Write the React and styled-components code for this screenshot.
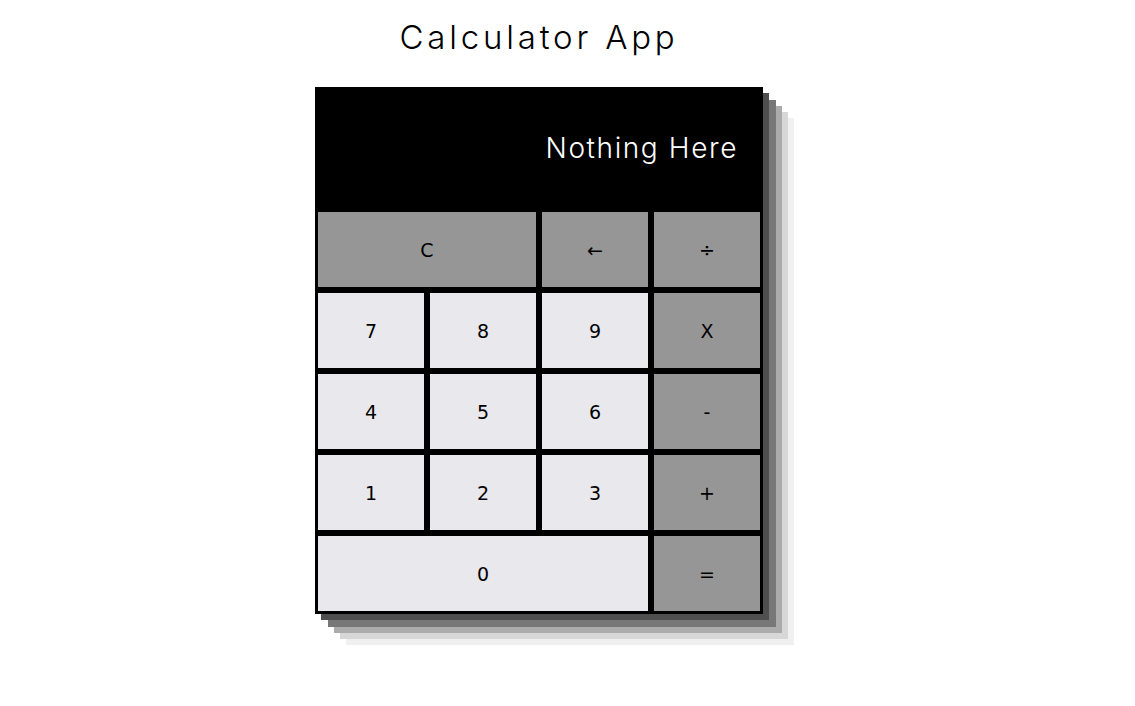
import React from 'react'
import styled, { createGlobalStyle } from 'styled-components';

const GlobalStyle = createGlobalStyle`
    body {
        margin: 0;
        background: #ffffff;
        font-family: "DejaVu Sans", sans-serif;
    }
`;

const Page = styled.div`
    width: 1078px;
    min-height: 706px;
    display: flex;
    flex-direction: column;
    align-items: center;
`;

const Title = styled.h1`
    margin: 0;
    padding-top: 17px;
    height: 87px;
    box-sizing: border-box;
    font-family: "Inter", "Noto Sans", sans-serif;
    font-weight: 300;
    font-size: 33px;
    line-height: 40px;
    letter-spacing: 3.8px;
    color: #000;
`;

const Calculator = styled.div`
    display: grid;
    grid-template-columns: repeat(4, 106px);
    grid-template-rows: 116px repeat(5, 75px);
    gap: 6px;
    padding: 3px;
    background: #000;
    box-shadow:
        6px 6px 0 #4f4f4f,
        13px 13px 0 #777777,
        19px 19px 0 #ababab,
        25px 25px 0 #d7d7d7,
        31px 31px 0 #f0f0f0;
`;

const Display = styled.div`
    grid-column: span 4;
    display: flex;
    align-items: center;
    justify-content: flex-end;
    padding-right: 22px;
    color: #fff;
    font-family: "Inter", "Noto Sans", sans-serif;
    font-weight: 300;
    font-size: 28px;
    letter-spacing: 1.6px;
`;

const Key = styled.button`
    grid-column: span ${p => p.$span || 1};
    border: none;
    margin: 0;
    padding: 0;
    background: ${p => p.$op ? '#969696' : '#e9e8ed'};
    color: #000;
    font-family: "DejaVu Sans", sans-serif;
    font-size: 19px;
    cursor: pointer;
`;

const keys = [
    { label: 'C', span: 2, op: true },
    { label: '←', op: true },
    { label: '÷', op: true },
    { label: '7' }, { label: '8' }, { label: '9' }, { label: 'X', op: true },
    { label: '4' }, { label: '5' }, { label: '6' }, { label: '-', op: true },
    { label: '1' }, { label: '2' }, { label: '3' }, { label: '+', op: true },
    { label: '0', span: 3 }, { label: '=', op: true },
];

const App = () => {
    return (
        <Page>
            <GlobalStyle />
            <Title>Calculator App</Title>
            <Calculator>
                <Display>Nothing Here</Display>
                {keys.map(k => (
                    <Key key={k.label} $span={k.span} $op={k.op}>{k.label}</Key>
                ))}
            </Calculator>
        </Page>
    )
}

export default App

+++

*TASK OBJECTIVE*
Print out the whole of the material word for word, without pictures.

*EXPECTED OUTPUT*
Write the React and styled-components code for this screenshot.
import React from 'react'
import styled, { createGlobalStyle } from 'styled-components';

const GlobalStyle = createGlobalStyle`
    body {
        margin: 0;
        background: #ffffff;
        font-family: "DejaVu Sans", sans-serif;
    }
`;

const Page = styled.div`
    width: 1078px;
    min-height: 706px;
    display: flex;
    flex-direction: column;
    align-items: center;
`;

const Title = styled.h1`
    margin: 0;
    padding-top: 17px;
    height: 87px;
    box-sizing: border-box;
    font-family: "Inter", "Noto Sans", sans-serif;
    font-weight: 300;
    font-size: 33px;
    line-height: 40px;
    letter-spacing: 3.8px;
    color: #000;
`;

const Calculator = styled.div`
    display: grid;
    grid-template-columns: repeat(4, 106px);
    grid-template-rows: 116px repeat(5, 75px);
    gap: 6px;
    padding: 3px;
    background: #000;
    box-shadow:
        6px 6px 0 #4f4f4f,
        13px 13px 0 #777777,
        19px 19px 0 #ababab,
        25px 25px 0 #d7d7d7,
        31px 31px 0 #f0f0f0;
`;

const Display = styled.div`
    grid-column: span 4;
    display: flex;
    align-items: center;
    justify-content: flex-end;
    padding-right: 22px;
    color: #fff;
    font-family: "Inter", "Noto Sans", sans-serif;
    font-weight: 300;
    font-size: 28px;
    letter-spacing: 1.6px;
`;

const Key = styled.button`
    grid-column: span ${p => p.$span || 1};
    border: none;
    margin: 0;
    padding: 0;
    background: ${p => p.$op ? '#969696' : '#e9e8ed'};
    color: #000;
    font-family: "DejaVu Sans", sans-serif;
    font-size: 19px;
    cursor: pointer;
`;

const keys = [
    { label: 'C', span: 2, op: true },
    { label: '←', op: true },
    { label: '÷', op: true },
    { label: '7' }, { label: '8' }, { label: '9' }, { label: 'X', op: true },
    { label: '4' }, { label: '5' }, { label: '6' }, { label: '-', op: true },
    { label: '1' }, { label: '2' }, { label: '3' }, { label: '+', op: true },
    { label: '0', span: 3 }, { label: '=', op: true },
];

const App = () => {
    return (
        <Page>
            <GlobalStyle />
            <Title>Calculator App</Title>
            <Calculator>
                <Display>Nothing Here</Display>
                {keys.map(k => (
                    <Key key={k.label} $span={k.span} $op={k.op}>{k.label}</Key>
                ))}
            </Calculator>
        </Page>
    )
}

export default App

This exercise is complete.